» SOURCE DATA

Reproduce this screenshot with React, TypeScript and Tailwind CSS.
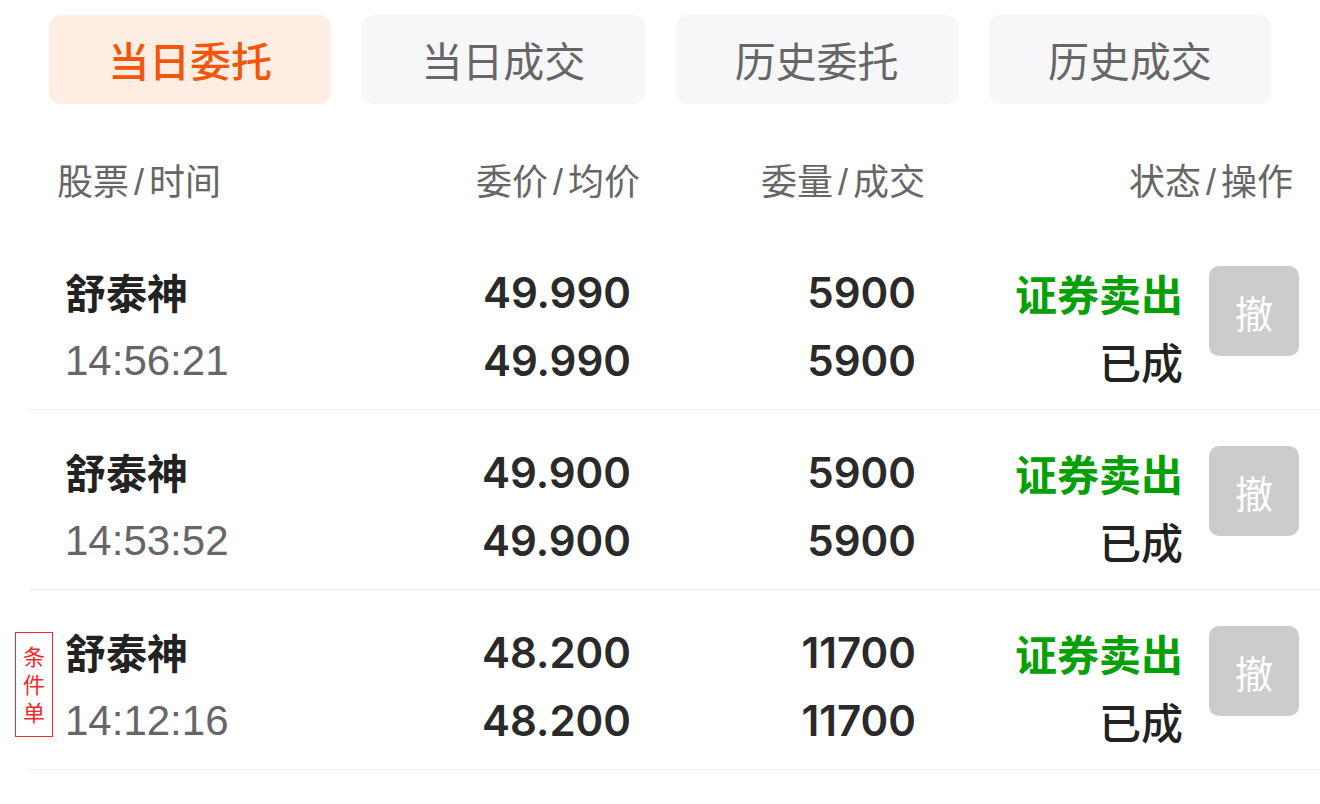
import React, { useState } from 'react';

interface Order {
  name: string;
  time: string;
  price: string;
  avg: string;
  qty: string;
  deal: string;
  side: string;
  status: string;
  conditional?: boolean;
}

const orders: Order[] = [
  { name: '舒泰神', time: '14:56:21', price: '49.990', avg: '49.990', qty: '5900', deal: '5900', side: '证券卖出', status: '已成' },
  { name: '舒泰神', time: '14:53:52', price: '49.900', avg: '49.900', qty: '5900', deal: '5900', side: '证券卖出', status: '已成' },
  { name: '舒泰神', time: '14:12:16', price: '48.200', avg: '48.200', qty: '11700', deal: '11700', side: '证券卖出', status: '已成', conditional: true },
];

const tabs = ['当日委托', '当日成交', '历史委托', '历史成交'];

const cjk = "font-['Noto_Sans_CJK_SC',sans-serif]";
const time = "font-['Liberation_Sans','Noto_Sans_CJK_SC',sans-serif]";
const num = "font-['Inter','Liberation_Sans',sans-serif]";

const HeadCell = ({ a, b, className }: { a: string; b: string; className: string }) => (
  <div className={className}>
    {a}
    <span className="mx-[5px] font-['Liberation_Sans',sans-serif]">/</span>
    {b}
  </div>
);

export default function App() {
  const [active, setActive] = useState(0);

  return (
    <div className={`w-[1320px] h-[804px] bg-white overflow-hidden ${cjk}`}>
      {/* tabs */}
      <div className="flex gap-[31px] px-[49px] pt-[15px]">
        {tabs.map((t, i) => (
          <button
            key={t}
            onClick={() => setActive(i)}
            className={`flex-1 h-[89px] rounded-[12px] text-[41px] leading-none ${
              i === active ? 'bg-[#fdede3] text-[#f1560b] font-medium' : 'bg-[#f7f7f9] text-[#666666]'
            }`}
          >
            {t}
          </button>
        ))}
      </div>

      {/* header */}
      <div className="flex items-center h-[96px] mt-[30px] pb-[2px] pl-[57px] pr-[27px] text-[36px] text-[#666666] leading-none">
        <HeadCell a="股票" b="时间" className="w-[343px]" />
        <HeadCell a="委价" b="均价" className="w-[240px] text-right" />
        <HeadCell a="委量" b="成交" className="w-[285px] text-right" />
        <HeadCell a="状态" b="操作" className="w-[368px] text-right" />
      </div>

      {/* rows */}
      {orders.map((o, idx) => (
        <div key={idx} className="relative ml-[30px] h-[180px] border-b border-[#ececec]">
          {o.conditional && (
            <div className="absolute left-[-15px] top-[42px] w-[38px] h-[105px] border border-[#f22a2a] flex items-center justify-center pt-[6px] text-[22px] leading-none text-[#f22a2a]">
              <span className="[writing-mode:vertical-rl] tracking-[6px]">条件单</span>
            </div>
          )}
          <div className="flex pl-[35px] pt-[28px]">
            <div className="w-[335px] flex flex-col">
              <div className="h-[68px] flex items-center text-[41px] font-bold text-[#222222]">{o.name}</div>
              <div className={`h-[68px] flex items-center text-[42px] text-[#666666] ${time}`}>{o.time}</div>
            </div>
            <div className={`w-[231px] flex flex-col items-end text-[42px] font-semibold text-[#2a2a2a] ${num}`}>
              <div className="h-[68px] flex items-center">{o.price}</div>
              <div className="h-[68px] flex items-center">{o.avg}</div>
            </div>
            <div className={`w-[285px] flex flex-col items-end text-[42px] font-semibold text-[#2a2a2a] ${num}`}>
              <div className="h-[68px] flex items-center">{o.qty}</div>
              <div className="h-[68px] flex items-center">{o.deal}</div>
            </div>
            <div className="w-[267px] flex flex-col items-end text-[42px]">
              <div className="h-[68px] flex items-center font-semibold text-[#05a005]">{o.side}</div>
              <div className="h-[68px] flex items-center font-medium text-[#222222]">{o.status}</div>
            </div>
            <div className="ml-[26px] pt-[8px]">
              <button className="w-[90px] h-[90px] rounded-[10px] bg-[#cccccc] text-white text-[38px] flex items-center justify-center">
                撤
              </button>
            </div>
          </div>
        </div>
      ))}
    </div>
  );
}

» DO THIS
Give back the whole listing as it stands, minus its pictures.

» RESPONSE
Reproduce this screenshot with React, TypeScript and Tailwind CSS.
import React, { useState } from 'react';

interface Order {
  name: string;
  time: string;
  price: string;
  avg: string;
  qty: string;
  deal: string;
  side: string;
  status: string;
  conditional?: boolean;
}

const orders: Order[] = [
  { name: '舒泰神', time: '14:56:21', price: '49.990', avg: '49.990', qty: '5900', deal: '5900', side: '证券卖出', status: '已成' },
  { name: '舒泰神', time: '14:53:52', price: '49.900', avg: '49.900', qty: '5900', deal: '5900', side: '证券卖出', status: '已成' },
  { name: '舒泰神', time: '14:12:16', price: '48.200', avg: '48.200', qty: '11700', deal: '11700', side: '证券卖出', status: '已成', conditional: true },
];

const tabs = ['当日委托', '当日成交', '历史委托', '历史成交'];

const cjk = "font-['Noto_Sans_CJK_SC',sans-serif]";
const time = "font-['Liberation_Sans','Noto_Sans_CJK_SC',sans-serif]";
const num = "font-['Inter','Liberation_Sans',sans-serif]";

const HeadCell = ({ a, b, className }: { a: string; b: string; className: string }) => (
  <div className={className}>
    {a}
    <span className="mx-[5px] font-['Liberation_Sans',sans-serif]">/</span>
    {b}
  </div>
);

export default function App() {
  const [active, setActive] = useState(0);

  return (
    <div className={`w-[1320px] h-[804px] bg-white overflow-hidden ${cjk}`}>
      {/* tabs */}
      <div className="flex gap-[31px] px-[49px] pt-[15px]">
        {tabs.map((t, i) => (
          <button
            key={t}
            onClick={() => setActive(i)}
            className={`flex-1 h-[89px] rounded-[12px] text-[41px] leading-none ${
              i === active ? 'bg-[#fdede3] text-[#f1560b] font-medium' : 'bg-[#f7f7f9] text-[#666666]'
            }`}
          >
            {t}
          </button>
        ))}
      </div>

      {/* header */}
      <div className="flex items-center h-[96px] mt-[30px] pb-[2px] pl-[57px] pr-[27px] text-[36px] text-[#666666] leading-none">
        <HeadCell a="股票" b="时间" className="w-[343px]" />
        <HeadCell a="委价" b="均价" className="w-[240px] text-right" />
        <HeadCell a="委量" b="成交" className="w-[285px] text-right" />
        <HeadCell a="状态" b="操作" className="w-[368px] text-right" />
      </div>

      {/* rows */}
      {orders.map((o, idx) => (
        <div key={idx} className="relative ml-[30px] h-[180px] border-b border-[#ececec]">
          {o.conditional && (
            <div className="absolute left-[-15px] top-[42px] w-[38px] h-[105px] border border-[#f22a2a] flex items-center justify-center pt-[6px] text-[22px] leading-none text-[#f22a2a]">
              <span className="[writing-mode:vertical-rl] tracking-[6px]">条件单</span>
            </div>
          )}
          <div className="flex pl-[35px] pt-[28px]">
            <div className="w-[335px] flex flex-col">
              <div className="h-[68px] flex items-center text-[41px] font-bold text-[#222222]">{o.name}</div>
              <div className={`h-[68px] flex items-center text-[42px] text-[#666666] ${time}`}>{o.time}</div>
            </div>
            <div className={`w-[231px] flex flex-col items-end text-[42px] font-semibold text-[#2a2a2a] ${num}`}>
              <div className="h-[68px] flex items-center">{o.price}</div>
              <div className="h-[68px] flex items-center">{o.avg}</div>
            </div>
            <div className={`w-[285px] flex flex-col items-end text-[42px] font-semibold text-[#2a2a2a] ${num}`}>
              <div className="h-[68px] flex items-center">{o.qty}</div>
              <div className="h-[68px] flex items-center">{o.deal}</div>
            </div>
            <div className="w-[267px] flex flex-col items-end text-[42px]">
              <div className="h-[68px] flex items-center font-semibold text-[#05a005]">{o.side}</div>
              <div className="h-[68px] flex items-center font-medium text-[#222222]">{o.status}</div>
            </div>
            <div className="ml-[26px] pt-[8px]">
              <button className="w-[90px] h-[90px] rounded-[10px] bg-[#cccccc] text-white text-[38px] flex items-center justify-center">
                撤
              </button>
            </div>
          </div>
        </div>
      ))}
    </div>
  );
}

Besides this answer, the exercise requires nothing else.